Maybe this junk should be more like:

buildable.name
buildable.phid
buildable.vcs
buildable.uri
container.name
container.phid
container.uri

Kind of just thinking out loud, though. This is presumably easy enough to change later, so long as not everyone goes into production with it immediately.

34–43 ↗(On Diff #16979)

I think we should make this abstract or remove it, since there are currently no implementations for which it is correct.

I thought about checking the hostname, but that gets complicated as soon as you realise that there's a whole lot of ways you can actually reach localhost.

I've been thinking about the idea of having a HarbormasterBuildMachine table, which represents remote machines upon which builds are made. The idea is that you can define preallocated machines in this table via a UI and if Harbormaster asks Drydock for a resource, it adds a record into this table for the lifetime of the resource (deleting the record when the resource is released).

If we do this, then we can actually make "remote host", "remote port" and authentication details part of the build (e.g. HarbormasterBuild has buildMachinePHID and the build machine record has connection details). Users then never define any authentication information in build steps; the remote SSH information is per build, depending on what machine is being used for that build. This seems like a much more suitable long term solution (we'll need tracking of build machines when Drydock exists), addresses the security issues around this build step, and also addresses how we're going to allow for both dynamic and preallocated build machines.

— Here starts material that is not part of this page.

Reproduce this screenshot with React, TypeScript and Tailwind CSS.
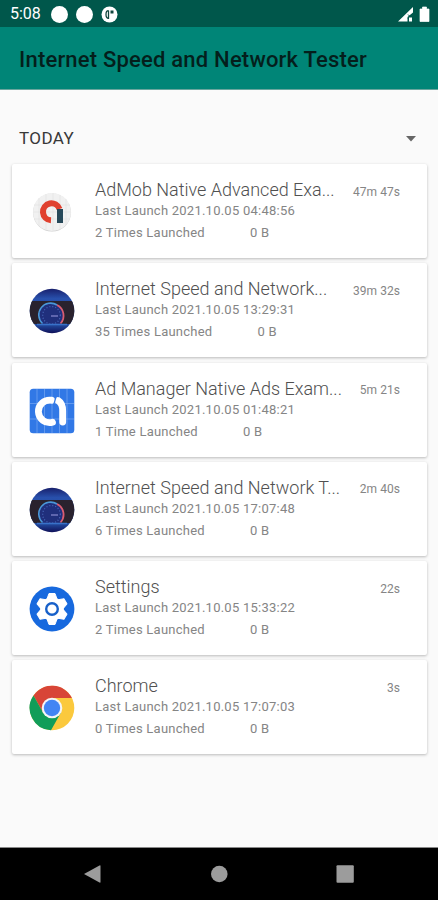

I thought about checking the hostname, but that gets complicated as soon as you realise that there's a whole lot of ways you can actually reach localhost.

Yeah, agreed. I don't have much confidence that we could successfully blacklist localhost, and even if we could there are plenty of cases like "we're load balanced across 3 machines" where you can just hit another machine with a configuration similar to localhost and be in just as much trouble. The host stuff has to be a whitelist to not be full of holes, I think.

I've been thinking about the idea of having a HarbormasterBuildMachine

I think this is the right object conceptually, but that it should just be DrydockResource, not a separate Harbormaster object. A stopgap might be to provide some CLI method to write machines into the DrydockResource table, and then have Harbormaster use that as the whitelist, but this is kind of funky because it's not a great representation of where we want to end up (where a buildstep would not hard code a specific resource).

If we do this, then we can actually make "remote host", "remote port" and authentication details part of the build

Yeah, I think this is the right approach in the long term -- or maybe a slightly more general version of it. It would be nice if we could get the structure to look something like this, today:

  • The build has two steps, "Allocate Host" and "Run Remote Command".
  • "Allocate Host" produces a HarbormasterBuildArtifact representing the machine and its credentials, and "Run Remote Command" consumes the artifact.
    • In practice, this means that "Allocate Host" produces some kind of "uri" / "username" / "port" / "key" dictionary, and "Run Remote Command" can read that stuff.
    • Eventually, "Allocate Host" would produce a DrydockLease PHID, and "Run Remote Command" would consume the lease/resource via Drydock interfaces, although we might be able to take smaller steps toward that today without having to build out Drydock. For now, "Allocate Host" just has to return some reasonable dictionary out of some whitelist, although maybe there's no smaller, forward-compatible step we can take than getting some of this in Drydock.
  • Eventually, "Allocate Host" would usually be replaced with "Allocate Working Copy".

The UI for this might get a bit complicated, but I think it's ideal if we can make "Allocate Host" a normal build step and give the build steps a reasonable way to pass artifacts to one another. This will be more work now, but I think it will make a lot of things way easier in the future. This is all still kind of fuzzy, though.


I do think I am going to implement a credential management application (maybe "Passphrase") which can store authentication keys. We have one pretty reasonable use case for this now (multiple repositories with shared credentials) and more coming (mirroring to remote Git, remote hosts here). That should be a small step forward here, and serve to clean up some of the read-stuff-on-disk security issues.

Ideally I want to just sit down and spend a chunk of time trying to put a reasonable forward-looking bridge in place between this and Drydock, but I have a bunch of irons in the fire right now so I'm not sure I'll be able to. I think it will be really good if we can get such a bridge in place (even if Drydock just acts as "store a static list of host information" for now), but I'm worried it's going to be too messy to make the cut for the first reasonable iteration of Harbormaster.

I think if HarbormasterBuildMachine is going to pull in a lot of Drydock dependencies (even for preallocated machines which I was kind of thinking it wouldn't), then we're probably better off with some config values that's configured with bin/config and we call it a day.

hach-que updated this revision to Unknown Object (????).Nov 9 2013, 2:02 AM

Update remote command implementation to use whitelist.

"SSH Host" could maybe mention the config, although maybe it's good that it doesn't.

I'll setLocked(true) the config in the pull.

Closed by commit rPe64efa05c3ff (authored by @hach-que, committed by @epriestley).